The Complete Mars Trilogy: Red Mars, Green Mars, Blue Mars.
[Kindle Android version]. Retrieved from Amazon.com, 9/5/2022
The sky was now a deep violet, streaked by yellow cirrus clouds.*
The depth of Valles Marineris was perceptible, the height of the four big volcanoes obvious: their broad peaks appeared over the horizon well before the surrounding countryside came into view. There were craters everywhere on the surface: their round interiors were a vivid sandy orange, a slightly lighter color than the surrounding countryside. Dust, presumably. The short rugged curved mountain ranges were darker than the surrounding countryside, a rust color broken by black shadows. But both the light and dark colors were just a shade away from the omnipresent rusty- orangish- red, which was the color of every peak, crater, canyon, dune, and even the curved slice of the dust- filled atmosphere, visible high above the bright curve of the planet.
Their wheel tracks stretched behind them like the first cut of a lawnmower through grass, and the transponders gleamed bright and incongruous among the rocks.
They stood and watched the sun set. Their shadows went right out to the eastern horizon. The sky was a dark red, murky and opaque, only slightly lighter in the west over the sun. The clouds Ann had mentioned were bright yellow streaks, very high in the sky. Something in the sand caught at the light, and the dunes were distinctly purplish. The sun was a little gold button, and above it shone two evening stars: Venus, and the Earth. “They’ve been getting closer every night lately,” Ann said softly. “The conjunction should be really brilliant.” The sun touched the horizon, and the dune crests faded to shadow. The little button sun sank under the black line to the west. Now the sky was a maroon dome, the high clouds the pink of moss campion. Stars were popping out everywhere, and the maroon sky shifted to a vivid dark violet, an electric color that was picked up by the dune crests, so that it seemed crescents of liquid twilight lay across the black plain.
They flew over the westernmost of these crack systems, Hephaestus Fossae, and found the area an unearthly sight: five long deep parallel canyons, like claw marks in the bedrock. Elysium loomed beyond, a saddleback in shape, Elysium Mons and Hecates Tholus rearing at each end of a long spine range, five thousand meters higher than the bulge they punctuated: an awesome sight. Everything about Elysium was so much bigger than anything Nadia and Arkady had seen so far that as the dirigible floated toward the range, the two were speechless for minutes at a time. They sat in their seats, watching it all float slowly toward them. When they did speak, it was just thinking aloud: “Looks like the Karakoram,” Arkady said. “Desert Himalayas. Except these are so simple. Those volcanoes look like Fuji.
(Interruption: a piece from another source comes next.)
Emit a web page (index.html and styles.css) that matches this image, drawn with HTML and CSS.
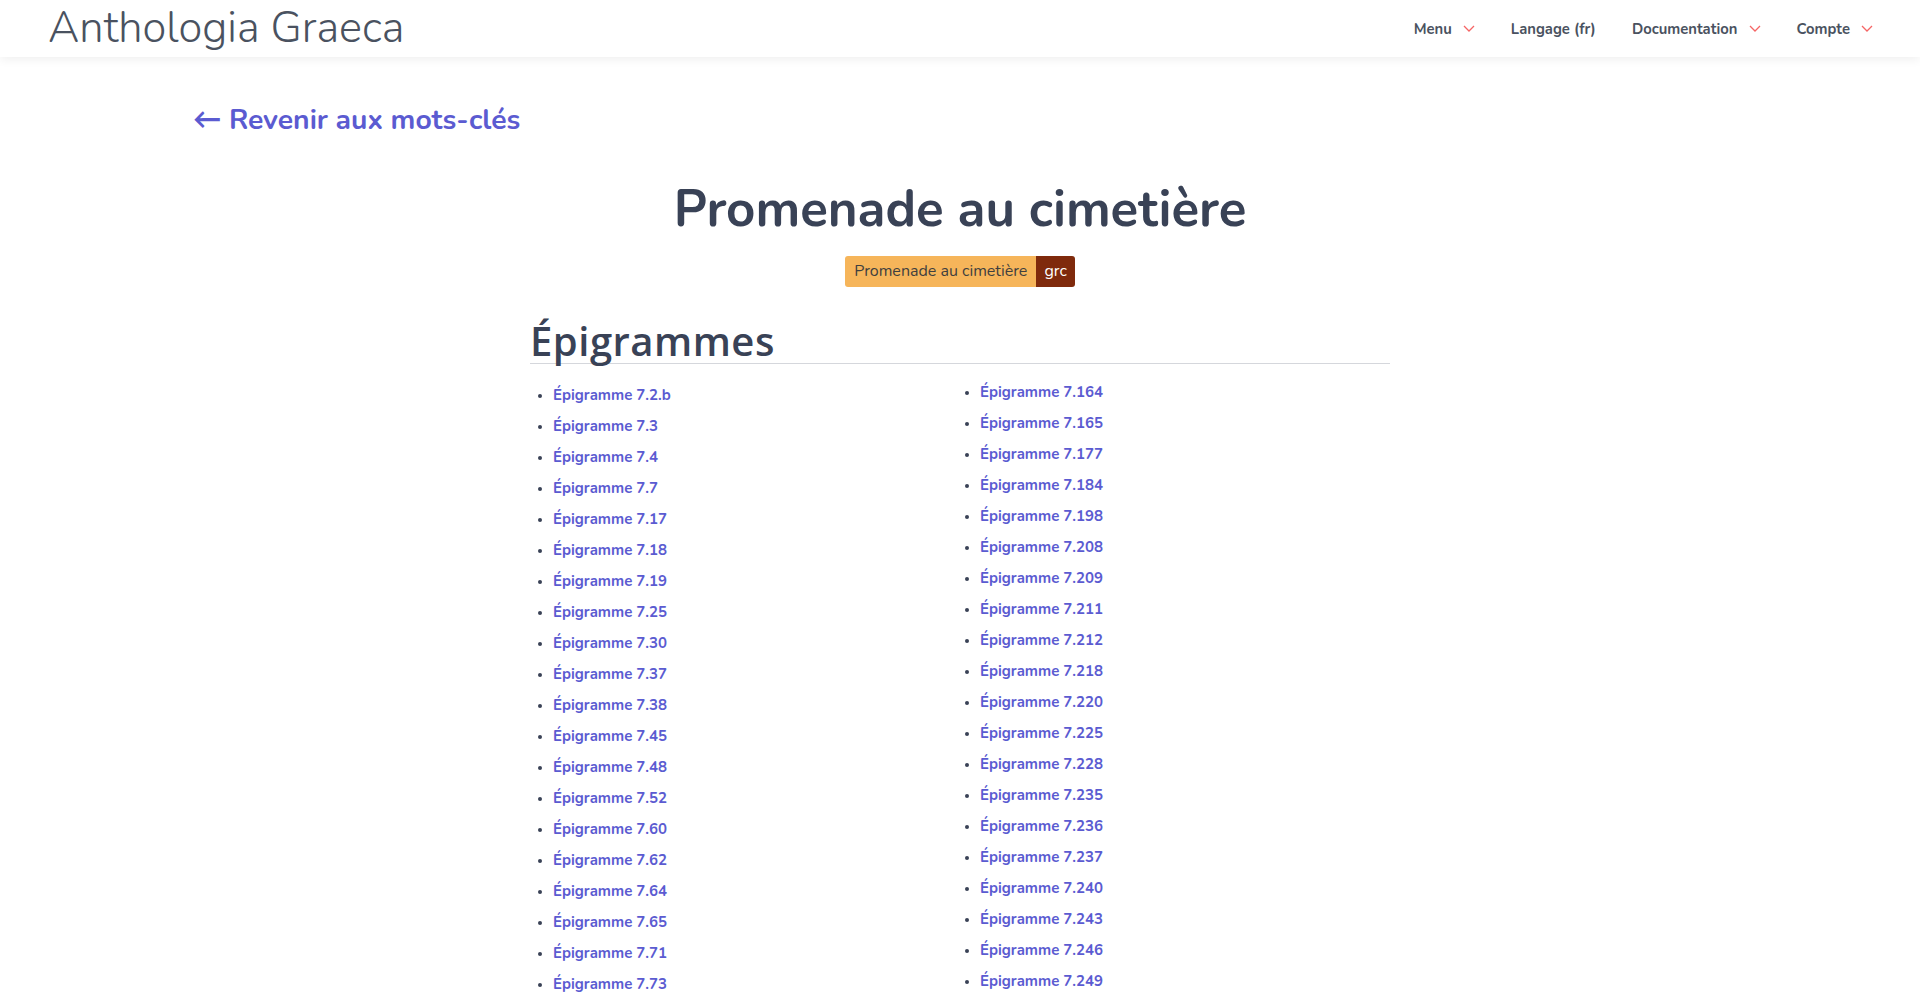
FILE: index.html
```html
<!DOCTYPE html>
<html lang="fr">
<head>
<meta charset="utf-8">
<title>Anthologia Graeca</title>
<link rel="stylesheet" href="styles.css">
</head>
<body>
<header class="topbar">
  <a class="brand" href="#">Anthologia Graeca</a>
  <nav class="nav">
    <a class="nav-item" href="#">Menu <svg class="chev" viewBox="0 0 12 7"><polyline points="1,1 6,6 11,1"/></svg></a>
    <a class="nav-item" href="#">Langage (fr)</a>
    <a class="nav-item" href="#">Documentation <svg class="chev" viewBox="0 0 12 7"><polyline points="1,1 6,6 11,1"/></svg></a>
    <a class="nav-item" href="#">Compte <svg class="chev" viewBox="0 0 12 7"><polyline points="1,1 6,6 11,1"/></svg></a>
  </nav>
</header>
<main class="page">
  <a class="back" href="#">← Revenir aux mots-clés</a>
  <h1 class="title">Promenade au cimetière</h1>
  <div class="badge-row">
    <span class="badge"><span class="badge-text">Promenade au cimetière</span><span class="badge-lang">grc</span></span>
  </div>
  <section class="section">
    <h2 class="section-title">Épigrammes</h2>
    <div class="cols">
      <ul class="list list-left">
        <li><a href="#">Épigramme 7.2.b</a></li>
        <li><a href="#">Épigramme 7.3</a></li>
        <li><a href="#">Épigramme 7.4</a></li>
        <li><a href="#">Épigramme 7.7</a></li>
        <li><a href="#">Épigramme 7.17</a></li>
        <li><a href="#">Épigramme 7.18</a></li>
        <li><a href="#">Épigramme 7.19</a></li>
        <li><a href="#">Épigramme 7.25</a></li>
        <li><a href="#">Épigramme 7.30</a></li>
        <li><a href="#">Épigramme 7.37</a></li>
        <li><a href="#">Épigramme 7.38</a></li>
        <li><a href="#">Épigramme 7.45</a></li>
        <li><a href="#">Épigramme 7.48</a></li>
        <li><a href="#">Épigramme 7.52</a></li>
        <li><a href="#">Épigramme 7.60</a></li>
        <li><a href="#">Épigramme 7.62</a></li>
        <li><a href="#">Épigramme 7.64</a></li>
        <li><a href="#">Épigramme 7.65</a></li>
        <li><a href="#">Épigramme 7.71</a></li>
        <li><a href="#">Épigramme 7.73</a></li>
        <li><a href="#">Épigramme 7.77</a></li>
        <li><a href="#">Épigramme 7.80</a></li>
      </ul>
      <ul class="list list-right">
        <li><a href="#">Épigramme 7.164</a></li>
        <li><a href="#">Épigramme 7.165</a></li>
        <li><a href="#">Épigramme 7.177</a></li>
        <li><a href="#">Épigramme 7.184</a></li>
        <li><a href="#">Épigramme 7.198</a></li>
        <li><a href="#">Épigramme 7.208</a></li>
        <li><a href="#">Épigramme 7.209</a></li>
        <li><a href="#">Épigramme 7.211</a></li>
        <li><a href="#">Épigramme 7.212</a></li>
        <li><a href="#">Épigramme 7.218</a></li>
        <li><a href="#">Épigramme 7.220</a></li>
        <li><a href="#">Épigramme 7.225</a></li>
        <li><a href="#">Épigramme 7.228</a></li>
        <li><a href="#">Épigramme 7.235</a></li>
        <li><a href="#">Épigramme 7.236</a></li>
        <li><a href="#">Épigramme 7.237</a></li>
        <li><a href="#">Épigramme 7.240</a></li>
        <li><a href="#">Épigramme 7.243</a></li>
        <li><a href="#">Épigramme 7.246</a></li>
        <li><a href="#">Épigramme 7.249</a></li>
        <li><a href="#">Épigramme 7.250</a></li>
        <li><a href="#">Épigramme 7.252</a></li>
      </ul>
    </div>
  </section>
</main>
</body>
</html>
```
FILE: styles.css
```css
* { box-sizing: border-box; }
html, body { margin: 0; padding: 0; }
body {
  font-family: "Nunito", "Lato", "Open Sans", sans-serif;
  color: #394256;
  background: #fff;
}
a { text-decoration: none; }

.topbar {
  height: 57px;
  display: flex;
  align-items: center;
  justify-content: space-between;
  padding: 0 47px 0 48px;
  background: #fff;
  box-shadow: 0 2px 10px rgba(0, 0, 0, 0.07);
  position: relative;
}
.brand {
  font-size: 43.4px;
  font-weight: 300;
  color: #4a5260;
  line-height: 50px;
  margin-top: -1px;
}
.nav {
  display: flex;
  align-items: center;
  gap: 36px;
}
.nav-item {
  display: flex;
  align-items: center;
  font-size: 14.8px;
  font-weight: 700;
  color: #4a5260;
}
.chev {
  width: 12px;
  height: 7px;
  margin-left: 11px;
  fill: none;
  stroke: #f56565;
  stroke-width: 1.3;
}

.page {
  max-width: 1534px;
  margin: 0 auto;
  padding-top: 45px;
}
.back {
  display: inline-block;
  font-size: 28.3px;
  font-weight: 700;
  line-height: 36px;
  color: #5b5bd1;
}
.title {
  margin: 43px 0 0;
  text-align: center;
  font-size: 51px;
  font-weight: 700;
  line-height: 56px;
  color: #394256;
}
.badge-row {
  display: flex;
  justify-content: center;
  margin-top: 19px;
}
.badge {
  display: inline-flex;
  height: 31px;
  border-radius: 3px;
  overflow: hidden;
  font-size: 16px;
  line-height: 31px;
}
.badge-text {
  background: #f6b55a;
  color: #3f3f3f;
  padding: 0 9px 0 9px;
}
.badge-lang {
  background: #7f2a0c;
  color: #fff;
  padding: 0 8px;
}

.section {
  width: 860px;
  margin: 31px auto 0;
}
.section-title {
  margin: 0;
  font-family: "Open Sans", "Lato", sans-serif;
  font-size: 40px;
  font-weight: 600;
  letter-spacing: 0.5px;
  line-height: 45px;
  color: #394256;
  border-bottom: 1px solid #d5d7dc;
}
.cols {
  display: grid;
  grid-template-columns: 1fr 1fr;
  margin-top: 13px;
}
.list {
  margin: 0;
  padding: 0 0 0 23px;
  list-style: disc;
  color: #394256;
}
.list-left { padding-top: 3px; }
.list-right { padding-left: 20px; }
.list li {
  height: 31px;
  line-height: 31px;
  font-size: 15px;
}
.list li::marker { font-size: 13px; }
.list a {
  font-weight: 700;
  color: #5b5bd1;
}
```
Maybe people will hike up them
Candor Chasma, and now it was as if he were in a gigantic replica of the Painted Desert, with great deposition layers everywhere, bands of purple and yellow sediment, orange dunes, red erratics, pink sands, indigo gullies; truly a fantastic, extravagant landscape, disorienting to the eye because all the wild colors made it hard to figure out what was what, and how big it was, and how far away. Giant plateaus that seemed about to block his way would turn out to be curving strata on a distant cliff; small boulders next to the transponders would turn out to be enormous mesas half a day’s drive away. And in the sunset light all the colors blazed, the whole Martian spectrum revealed and blazing as if color was bursting out of the rock, everything from pale yellow to dark bruised purple. Candor Chasma!
Although the inspiration is Mars, and the quotes are from Science Fiction, I’m not planning these images as Science Fiction illustrations. It isn’t my area, and there are dozens if not hundreds of artists who have been there before me. I’m thinking of this project as a set of landscapes, probably as prints, but I may yet attempt some paintings, who knows?
I do know of one current painter who has looked at Mars as a subject for landscape painting, artist Tina Mammoser. You can find her work here.
I was especially taken though by the images in this blog post looking at the Martian aurora.
For anyone interested in the topic though, the first name that comes to mind is Chesley Bonestell. Bonestell (1888-1986) was an American pioneer of space art who helped popularize manned space travel. He is well known for his cover art for science fiction magazines, including Astounding Science Fiction and The Magazine of Fantasy and Science Fiction as well as many books such as The Conquest of Space, The Exploration of Mars, and Beyond the Solar System in collaboration with several authors well known in the field of space exploration.